Green Bank Benefits
Lower Energy Costs
Green Bank financing helps deploy clean energy solutions that can lower energy bills for consumers and businesses with no upfront cost. By installing energy efficiency technologies, borrowers use less energy overall. And as the cost of renewable energy technology like solar PV continues to fall, “going solar” is now cheaper than grid electricity in many markets. The cost of financing is a significant driver of the price of renewable electricity, so by providing low-cost financing Green Banks can help lower the clean electricity prices for consumers. Through Green Bank financing, customers can save money on their electricity bills every month with no upfront cost.
Preserving Public Capital
Using public dollars for Green Bank financing, rather than subsidies, allows governments to preserve limited public dollars. Rather than have a constant flow of funds devoted to subsidies that perpetually go out as expenses, the Green Bank operates as a break-even entity that earns a return on its capital. Loans for clean energy projects are paid back to the Green Bank, which can then recycle and revolve those funds back into the market. When clean energy markets are robust and mature, Green Bank capital can then be returned to the public or used for other purposes. This process significantly reduces the public cost of supporting clean energy markets.
Green Banks can make each public dollar go further by leveraging private capital through innovative financing structures. Green Banks can leverage up to 10 private dollars of investment for every public dollar of capital used. And because the public dollars invested are repaid, that same public dollar can be used again to leverage another private investment. The combination of this initial leverage and long-term compounded leverage means that a given public dollar can leverage upwards of 20 private dollars of investment. This benefit stands in stark contrast to many existing programs that have relatively low leverage, if any, and public dollars that only leverage private investment once because they are used as subsidies.

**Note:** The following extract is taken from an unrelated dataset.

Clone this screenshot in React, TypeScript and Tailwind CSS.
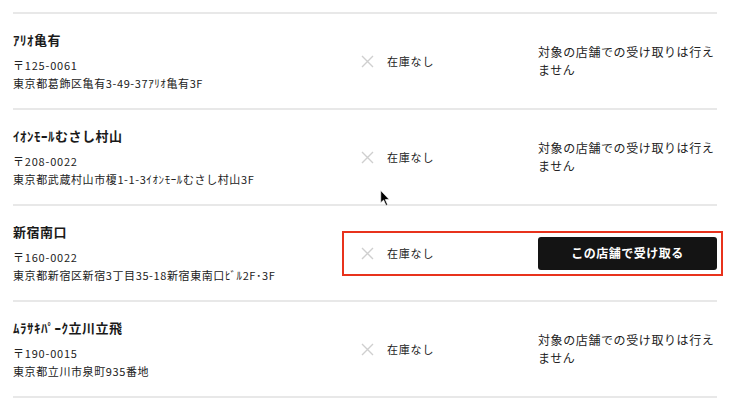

Driving Private Investment
The Green Bank concept is based on the reality that the public sector alone cannot supply the amount of capital needed to rapidly transition to a clean energy economy. Therefore the Green Bank is designed to drive and ultimately rely on private sector investment. Green Banks provide financing tools and market development structures that attract, or “crowd-in,” more private sector investment. As investors become more familiar with clean energy markets and risks, the immense profit-making opportunity in clean energy will become apparent. Private investment can then increase, with capital offered at reasonable rates, and Green Bank investment can be pulled back.
Economic Development and Job Creation
With investment and construction comes economic growth and jobs. Green Banks stimulate this positive economic activity and add to GDP through additive capital investment. By definition, clean energy projects must be built locally, which means local businesses and jobs will be created to serve the increasing demand for clean energy. Governments can employ Green Banks to not only lower energy costs and reduce emissions, but to also build a fast-growing clean energy economy.